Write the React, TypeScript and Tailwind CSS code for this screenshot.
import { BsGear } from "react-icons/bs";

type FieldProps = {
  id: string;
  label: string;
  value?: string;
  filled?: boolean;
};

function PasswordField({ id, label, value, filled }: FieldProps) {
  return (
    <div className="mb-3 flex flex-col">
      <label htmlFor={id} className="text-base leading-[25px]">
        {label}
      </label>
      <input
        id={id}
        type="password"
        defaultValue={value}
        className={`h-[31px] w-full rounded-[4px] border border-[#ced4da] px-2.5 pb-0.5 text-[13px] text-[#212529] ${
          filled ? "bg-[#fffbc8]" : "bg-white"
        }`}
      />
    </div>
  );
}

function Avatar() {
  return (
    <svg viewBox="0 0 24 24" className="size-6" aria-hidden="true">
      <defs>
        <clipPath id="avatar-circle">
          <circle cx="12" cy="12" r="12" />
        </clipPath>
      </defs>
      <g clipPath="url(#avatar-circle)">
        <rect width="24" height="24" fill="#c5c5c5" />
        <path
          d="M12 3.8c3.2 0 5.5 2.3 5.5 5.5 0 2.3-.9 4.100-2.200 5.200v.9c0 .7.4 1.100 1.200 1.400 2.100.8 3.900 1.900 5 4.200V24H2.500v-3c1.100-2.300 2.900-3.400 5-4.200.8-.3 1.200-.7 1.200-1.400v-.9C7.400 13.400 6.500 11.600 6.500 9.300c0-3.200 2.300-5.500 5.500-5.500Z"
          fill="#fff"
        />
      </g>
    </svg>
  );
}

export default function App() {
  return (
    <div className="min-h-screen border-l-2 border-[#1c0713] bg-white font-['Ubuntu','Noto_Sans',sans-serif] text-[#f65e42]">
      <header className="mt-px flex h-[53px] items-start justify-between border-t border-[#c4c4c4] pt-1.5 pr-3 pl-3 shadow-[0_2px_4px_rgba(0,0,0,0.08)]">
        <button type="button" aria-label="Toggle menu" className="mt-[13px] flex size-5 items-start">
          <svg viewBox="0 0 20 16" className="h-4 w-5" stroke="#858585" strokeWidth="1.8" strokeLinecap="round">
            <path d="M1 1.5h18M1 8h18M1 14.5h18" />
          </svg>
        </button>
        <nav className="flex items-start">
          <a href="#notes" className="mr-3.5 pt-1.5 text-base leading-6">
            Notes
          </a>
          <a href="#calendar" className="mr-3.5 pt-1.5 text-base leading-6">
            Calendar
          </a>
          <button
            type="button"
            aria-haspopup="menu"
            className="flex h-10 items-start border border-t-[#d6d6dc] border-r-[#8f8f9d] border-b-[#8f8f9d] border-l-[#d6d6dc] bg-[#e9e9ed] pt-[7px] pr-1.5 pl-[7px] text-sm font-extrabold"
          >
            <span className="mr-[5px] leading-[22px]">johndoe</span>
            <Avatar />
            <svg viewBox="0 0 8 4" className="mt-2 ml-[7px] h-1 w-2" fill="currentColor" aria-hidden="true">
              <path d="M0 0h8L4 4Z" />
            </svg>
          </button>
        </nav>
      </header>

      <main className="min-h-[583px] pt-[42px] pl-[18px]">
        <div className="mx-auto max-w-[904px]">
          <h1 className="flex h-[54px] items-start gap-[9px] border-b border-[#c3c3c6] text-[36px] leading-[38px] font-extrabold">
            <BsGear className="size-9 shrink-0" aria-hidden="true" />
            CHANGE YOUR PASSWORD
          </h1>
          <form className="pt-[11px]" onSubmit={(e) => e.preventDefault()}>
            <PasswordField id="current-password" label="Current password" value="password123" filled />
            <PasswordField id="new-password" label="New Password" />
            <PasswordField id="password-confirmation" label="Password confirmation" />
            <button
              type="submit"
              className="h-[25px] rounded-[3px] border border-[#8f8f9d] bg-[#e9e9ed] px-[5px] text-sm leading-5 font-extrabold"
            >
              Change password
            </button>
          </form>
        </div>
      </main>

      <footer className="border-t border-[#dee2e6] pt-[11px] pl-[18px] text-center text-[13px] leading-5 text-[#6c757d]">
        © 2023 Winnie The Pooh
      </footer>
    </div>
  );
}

====================

- INSTRUCTIONS TO FOLLOW
Output all of the material exactly as written.

- CORRECT RESULT
Write the React, TypeScript and Tailwind CSS code for this screenshot.
import { BsGear } from "react-icons/bs";

type FieldProps = {
  id: string;
  label: string;
  value?: string;
  filled?: boolean;
};

function PasswordField({ id, label, value, filled }: FieldProps) {
  return (
    <div className="mb-3 flex flex-col">
      <label htmlFor={id} className="text-base leading-[25px]">
        {label}
      </label>
      <input
        id={id}
        type="password"
        defaultValue={value}
        className={`h-[31px] w-full rounded-[4px] border border-[#ced4da] px-2.5 pb-0.5 text-[13px] text-[#212529] ${
          filled ? "bg-[#fffbc8]" : "bg-white"
        }`}
      />
    </div>
  );
}

function Avatar() {
  return (
    <svg viewBox="0 0 24 24" className="size-6" aria-hidden="true">
      <defs>
        <clipPath id="avatar-circle">
          <circle cx="12" cy="12" r="12" />
        </clipPath>
      </defs>
      <g clipPath="url(#avatar-circle)">
        <rect width="24" height="24" fill="#c5c5c5" />
        <path
          d="M12 3.8c3.2 0 5.5 2.3 5.5 5.5 0 2.3-.9 4.100-2.200 5.200v.9c0 .7.4 1.100 1.200 1.400 2.100.8 3.900 1.900 5 4.200V24H2.500v-3c1.100-2.300 2.900-3.400 5-4.200.8-.3 1.200-.7 1.200-1.400v-.9C7.400 13.400 6.500 11.600 6.500 9.300c0-3.200 2.300-5.500 5.500-5.500Z"
          fill="#fff"
        />
      </g>
    </svg>
  );
}

export default function App() {
  return (
    <div className="min-h-screen border-l-2 border-[#1c0713] bg-white font-['Ubuntu','Noto_Sans',sans-serif] text-[#f65e42]">
      <header className="mt-px flex h-[53px] items-start justify-between border-t border-[#c4c4c4] pt-1.5 pr-3 pl-3 shadow-[0_2px_4px_rgba(0,0,0,0.08)]">
        <button type="button" aria-label="Toggle menu" className="mt-[13px] flex size-5 items-start">
          <svg viewBox="0 0 20 16" className="h-4 w-5" stroke="#858585" strokeWidth="1.8" strokeLinecap="round">
            <path d="M1 1.5h18M1 8h18M1 14.5h18" />
          </svg>
        </button>
        <nav className="flex items-start">
          <a href="#notes" className="mr-3.5 pt-1.5 text-base leading-6">
            Notes
          </a>
          <a href="#calendar" className="mr-3.5 pt-1.5 text-base leading-6">
            Calendar
          </a>
          <button
            type="button"
            aria-haspopup="menu"
            className="flex h-10 items-start border border-t-[#d6d6dc] border-r-[#8f8f9d] border-b-[#8f8f9d] border-l-[#d6d6dc] bg-[#e9e9ed] pt-[7px] pr-1.5 pl-[7px] text-sm font-extrabold"
          >
            <span className="mr-[5px] leading-[22px]">johndoe</span>
            <Avatar />
            <svg viewBox="0 0 8 4" className="mt-2 ml-[7px] h-1 w-2" fill="currentColor" aria-hidden="true">
              <path d="M0 0h8L4 4Z" />
            </svg>
          </button>
        </nav>
      </header>

      <main className="min-h-[583px] pt-[42px] pl-[18px]">
        <div className="mx-auto max-w-[904px]">
          <h1 className="flex h-[54px] items-start gap-[9px] border-b border-[#c3c3c6] text-[36px] leading-[38px] font-extrabold">
            <BsGear className="size-9 shrink-0" aria-hidden="true" />
            CHANGE YOUR PASSWORD
          </h1>
          <form className="pt-[11px]" onSubmit={(e) => e.preventDefault()}>
            <PasswordField id="current-password" label="Current password" value="password123" filled />
            <PasswordField id="new-password" label="New Password" />
            <PasswordField id="password-confirmation" label="Password confirmation" />
            <button
              type="submit"
              className="h-[25px] rounded-[3px] border border-[#8f8f9d] bg-[#e9e9ed] px-[5px] text-sm leading-5 font-extrabold"
            >
              Change password
            </button>
          </form>
        </div>
      </main>

      <footer className="border-t border-[#dee2e6] pt-[11px] pl-[18px] text-center text-[13px] leading-5 text-[#6c757d]">
        © 2023 Winnie The Pooh
      </footer>
    </div>
  );
}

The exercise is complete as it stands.